Of course, this encompasses all sorts of creatures, from bees and butterflies to hummingbirds. Some things we can do will attract all sorts of pollinators while other things are more specific to the particular pollinator. I know I want more bees in my garden, but I would love to see some more butterflies as well. The hummers are already here and stay most of the year.

Choosing specific plants that provide nectar is the most obvious choice. There are all sorts of perennials and annuals that can accomplish this as well as some blooming shrubs. Planting flowering herbs such as cilantro, dill, parsley, rosemary, basil or lavender in clumps will lure more bees and you can use the herbs for cooking or crafts, too. But using native plants makes it easier to attract native pollinators. Things like Western serviceberry, monarda or Oregon grape are just a few choices. Penstemon are draws for native bees as are yarrow and gaillardia.
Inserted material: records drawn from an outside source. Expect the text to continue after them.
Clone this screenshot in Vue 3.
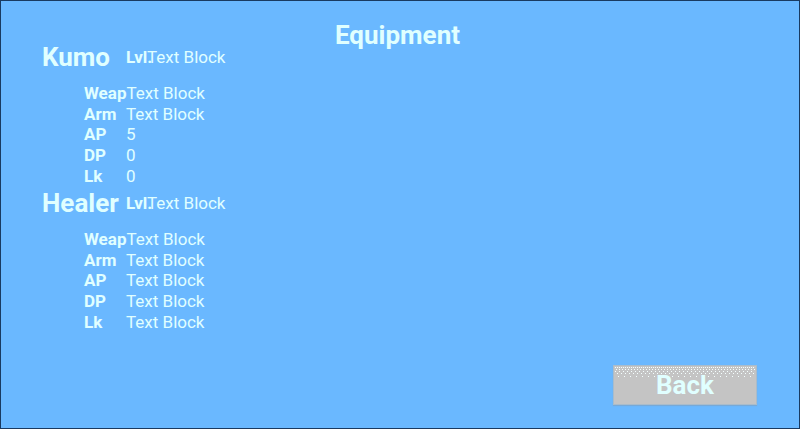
<script setup>
const heroes = [
  {
    name: 'Kumo',
    level: 'Text Block',
    stats: [
      ['Weap', 'Text Block'],
      ['Arm', 'Text Block'],
      ['AP', '5'],
      ['DP', '0'],
      ['Lk', '0'],
    ],
  },
  {
    name: 'Healer',
    level: 'Text Block',
    stats: [
      ['Weap', 'Text Block'],
      ['Arm', 'Text Block'],
      ['AP', 'Text Block'],
      ['DP', 'Text Block'],
      ['Lk', 'Text Block'],
    ],
  },
]
</script>

<template>
  <main class="screen">
    <h1 class="title">Equipment</h1>
    <div class="heroes">
      <section v-for="hero in heroes" :key="hero.name" class="hero">
        <header class="hero-head">
          <h2 class="name">{{ hero.name }}</h2>
          <span class="label level-label">Lvl.</span>
          <span class="value">{{ hero.level }}</span>
        </header>
        <dl class="stats">
          <div v-for="[label, value] in hero.stats" :key="label" class="stat">
            <dt class="label">{{ label }}</dt>
            <dd class="value">{{ value }}</dd>
          </div>
        </dl>
      </section>
    </div>
    <footer class="actions">
      <button type="button" class="back">
        <svg class="grain" aria-hidden="true" shape-rendering="crispEdges">
          <defs>
            <pattern id="grain" width="24" height="12" patternUnits="userSpaceOnUse">
              <path stroke="#f4ffff" stroke-dasharray="1 1" d="M0 1.5H24" />
              <path stroke="#f4ffff" stroke-dasharray="1 2" d="M1 3.5H24" />
              <path stroke="#f4ffff" stroke-dasharray="1 3" d="M0 5.5H24" />
              <path stroke="#f4ffff" stroke-dasharray="1 3" d="M2 7.5H24" />
              <path stroke="#f4ffff" stroke-dasharray="1 5" d="M3 10.5H24" />
            </pattern>
          </defs>
          <rect width="100%" height="100%" fill="url(#grain)" />
        </svg>
        <span class="back-text">Back</span>
      </button>
    </footer>
  </main>
</template>

<style>
body {
  margin: 0;
  background: #6ab8ff;
}
</style>

<style scoped>
.screen {
  box-sizing: border-box;
  min-height: 100vh;
  display: flex;
  flex-direction: column;
  padding: 18px 42px 23px 41px;
  border: 1px solid #193a61;
  background: #6ab8ff;
  color: #e0ffff;
  font-family: Roboto, sans-serif;
  font-size: 17px;
  line-height: 20px;
}

.title,
.name,
.back-text {
  margin: 0;
  font-size: 26px;
  line-height: 32px;
  font-weight: 700;
}

.title {
  margin-right: 4px;
  text-align: center;
}

.heroes {
  margin-top: -12px;
}

.hero-head {
  display: flex;
  align-items: center;
  height: 36px;
}

.name {
  min-width: 84px;
}

.label {
  font-weight: 700;
}

.level-label {
  width: 21px;
}

.stats {
  display: grid;
  grid-auto-rows: 1fr;
  min-height: 103px;
  margin: 8px 0 -1px 42px;
}

.stat {
  display: flex;
  align-items: center;
}

.stat .label {
  min-width: 42px;
}

.value {
  margin: 0;
}

.actions {
  display: flex;
  justify-content: flex-end;
  margin-top: auto;
}

.back {
  position: relative;
  width: 144px;
  height: 40px;
  padding: 0;
  border: 1px solid #a9bccb;
  background: #c4c4c4;
  color: inherit;
  font-family: inherit;
  box-shadow: 0 1px 1px #76a9d8;
}

.grain {
  position: absolute;
  top: 0;
  left: 1px;
  width: 140px;
  height: 12px;
}

.back-text {
  position: relative;
}
</style>
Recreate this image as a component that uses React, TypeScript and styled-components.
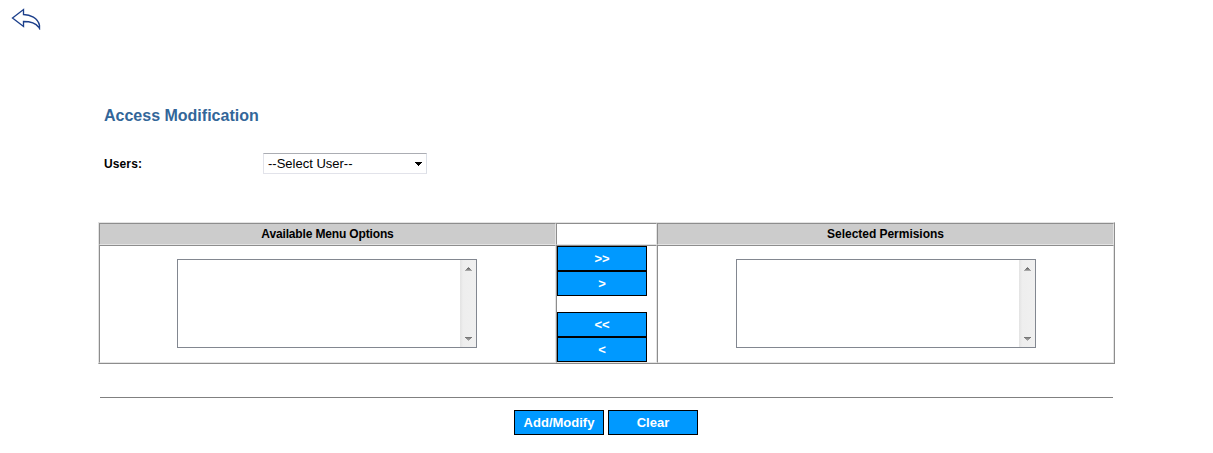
import React from "react";
import styled, { createGlobalStyle } from "styled-components";

const GlobalStyle = createGlobalStyle`
  * { box-sizing: border-box; }
  body {
    margin: 0;
    background: #fff;
    color: #000;
    font-family: "Liberation Sans", Arial, sans-serif;
    font-size: 12px;
  }
`;

const Page = styled.div`
  width: 1213px;
  height: 453px;
  display: flex;
  flex-direction: column;
  overflow: hidden;
`;

const TopBar = styled.header`
  height: 105px;
  padding: 8px 0 0 11px;
`;

const BackLink = styled.a`
  display: block;
  width: 30px;
  height: 22px;
  svg { display: block; }
`;

const Title = styled.h1`
  margin: 0 0 0 104px;
  height: 21px;
  line-height: 21px;
  font-size: 16px;
  font-weight: bold;
  color: #336699;
  span { display: inline-block; white-space: nowrap; }
`;

const UserRow = styled.div`
  display: flex;
  align-items: center;
  margin: 27px 0 0 104px;
  height: 21px;
`;

const Label = styled.label`
  width: 159px;
  padding-top: 1px;
  font-weight: bold;
  letter-spacing: 0.12px;
  line-height: 21px;
`;

const Select = styled.div`
  width: 164px;
  height: 21px;
  display: flex;
  align-items: center;
  justify-content: space-between;
  padding: 0 4px;
  border: 1px solid #e2e3ea;
  border-top-color: #abadb3;
  border-right-color: #dbdfe6;
  border-left-color: #e2e3ea;
  font-size: 13px;
  line-height: 19px;
`;

const Table = styled.section`
  display: grid;
  grid-template-columns: 457px 101px 457px;
  grid-template-rows: 22px 118px;
  width: 1017px;
  height: 142px;
  margin: 48px 0 0 98px;
  border: 1px solid;
  border-color: #e3e3e3 #8d8d8d #8d8d8d #e3e3e3;
`;

const Cell = styled.div`
  border: 1px solid;
  border-color: #8d8d8d #e3e3e3 #e3e3e3 #8d8d8d;
`;

const HeadCell = styled(Cell)<{ $filled?: boolean; $tracking?: number }>`
  background: ${(p) => (p.$filled ? "#cccccc" : "#fff")};
  font-weight: bold;
  letter-spacing: ${(p) => p.$tracking ?? 0}px;
  line-height: 20px;
  text-align: center;
`;

const ListCell = styled(Cell)<{ $inset: number }>`
  padding: 13px 0 0 ${(p) => p.$inset}px;
`;

const ButtonCell = styled(Cell)`
  display: flex;
  flex-direction: column;
`;

const ListBox = styled.div`
  width: 300px;
  height: 89px;
  border: 1px solid #828790;
  display: flex;
  justify-content: flex-end;
`;

const ScrollTrack = styled.div`
  width: 16px;
  height: 87px;
  padding: 7px 0 6px 5px;
  display: flex;
  flex-direction: column;
  justify-content: space-between;
  background: linear-gradient(to right, #e3e3e3 0, #e9e9e9 2px, #eeeeee 3px, #f0f0f0 100%);
  svg { display: block; }
`;

const Button = styled.button<{ $gap?: number }>`
  display: block;
  width: 90px;
  height: 25px;
  margin: 0 0 ${(p) => p.$gap ?? 0}px;
  padding: 0;
  border: 1px solid #000;
  border-radius: 0;
  background: #0099ff;
  color: #fff;
  font: bold 13px/23px "Liberation Sans", Arial, sans-serif;
  text-align: center;
`;

const MoveButton = styled(Button)`
  font-size: 13px;
`;

const Rule = styled.hr`
  width: 1013px;
  height: 1px;
  margin: 33px 0 0 100px;
  border: 0;
  background: #808080;
`;

const Actions = styled.footer`
  display: flex;
  gap: 4px;
  margin: 12px 0 0 514px;
`;

function ListPanel() {
  return (
    <ListBox>
      <ScrollTrack>
        <svg width="7" height="4" viewBox="0 0 7 4" shapeRendering="crispEdges">
          <path d="M3 0h1v1H3z" fill="#8c8c8c" />
          <path d="M2 1h3v1H2z" fill="#6f6f6f" />
          <path d="M1 2h5v1H1z" fill="#888888" />
          <path d="M0 3h7v1H0z" fill="#a8a8a8" />
        </svg>
        <svg width="7" height="4" viewBox="0 0 7 4" shapeRendering="crispEdges">
          <path d="M0 0h7v1H0z" fill="#777777" />
          <path d="M1 1h5v1H1z" fill="#8c8c8c" />
          <path d="M2 2h3v1H2z" fill="#9c9c9c" />
          <path d="M3 3h1v1H3z" fill="#b4b4b4" />
        </svg>
      </ScrollTrack>
    </ListBox>
  );
}

export default function App() {
  return (
    <Page>
      <GlobalStyle />
      <TopBar>
        <BackLink aria-label="Back">
          <svg width="30" height="22" viewBox="0 0 30 22" fill="none" stroke="#1c3f8b" strokeWidth="1.35">
            <path d="M1.5 10L12.5 1.5V6.5C19 6.5 27 10 28.5 17.5V20.5L27.5 19C24 14 18 13.5 12.5 13.5V18.5Z" />
          </svg>
        </BackLink>
      </TopBar>
      <Title><span>Access Modification</span></Title>
      <UserRow>
        <Label>Users:</Label>
        <Select>
          --Select User--
          <svg width="7" height="4" viewBox="0 0 7 4" shapeRendering="crispEdges">
            <path d="M0 0h7v1H6v1H5v1H4v1H3V3H2V2H1V1H0z" fill="#000" />
          </svg>
        </Select>
      </UserRow>
      <Table>
        <HeadCell $filled $tracking={-0.15}>Available Menu Options</HeadCell>
        <HeadCell />
        <HeadCell $filled $tracking={-0.03}>Selected Permisions</HeadCell>
        <ListCell $inset={77}><ListPanel /></ListCell>
        <ButtonCell>
          <MoveButton>&gt;&gt;</MoveButton>
          <MoveButton $gap={16}>&gt;</MoveButton>
          <MoveButton>&lt;&lt;</MoveButton>
          <MoveButton>&lt;</MoveButton>
        </ButtonCell>
        <ListCell $inset={78}><ListPanel /></ListCell>
      </Table>
      <Rule />
      <Actions>
        <Button>Add/Modify</Button>
        <Button>Clear</Button>
      </Actions>
    </Page>
  );
}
Try to choose native plants that give a wide variety of blooming times. For example, Oregon grape, currants and willows will bloom in the spring, but asters and goldenrod are fall bloomers. Lots of annuals and perennials bloom in the summer. Annual sunflowers and perennial coneflowers are two examples but there are many, many others. If you are planting annuals, try spacing out seeds every three of four days in a two-week time frame to have a longer bloom period.

Some pollinators prefer plants with tubular flowers. Fuchsia and penstemon draw hummingbirds as well as bees. Others, like butterflies, prefer the “flat tops” of sunflowers, daisies or cone flowers. Here’s a tip for choosing plants, too: bees prefer flowers in colors of blue, purple and yellow with sweet fragrances.  

Not everyone wants bees in their yards, especially those who are highly allergic to bee stings. But we must realize that not all bees sting and usually that only happens when they feel threatened. By being aware of the types of bees that are native to our area and what their habits are will give us more help in attracting the bees we want in our gardens. There are four thousand types of bees in North America and three-quarters of them are solitary nest builders. The other quarter are social bees – like bumble bees and honey bees - that live in nests in the ground or in hives above ground. And of course, there are more pollinators other than bees.

Since there has been a decline in pollinator populations over the last decade, attracting them to our gardens becomes even more important. I have known gardeners that have been so enchanted by bees that they have gone to the extra step of installing bee hives to house bees that will pollinate their orchards and vegetable gardens. This becomes more of a hobby/job than I am interested in but I do thank them for their efforts as we all benefit from more bees in our lives.

While I was doing my research for this column, I realized there is much too much information for only one column. So, if 2021 was the “Year of the Succulents,” I propose 2022 to be the “Year of the Pollinators.” Look for more tips and ideas to attracting all sorts of pollinators to your gardens this coming year.

In the meantime, I wish you a most Happy and Healthy New Year!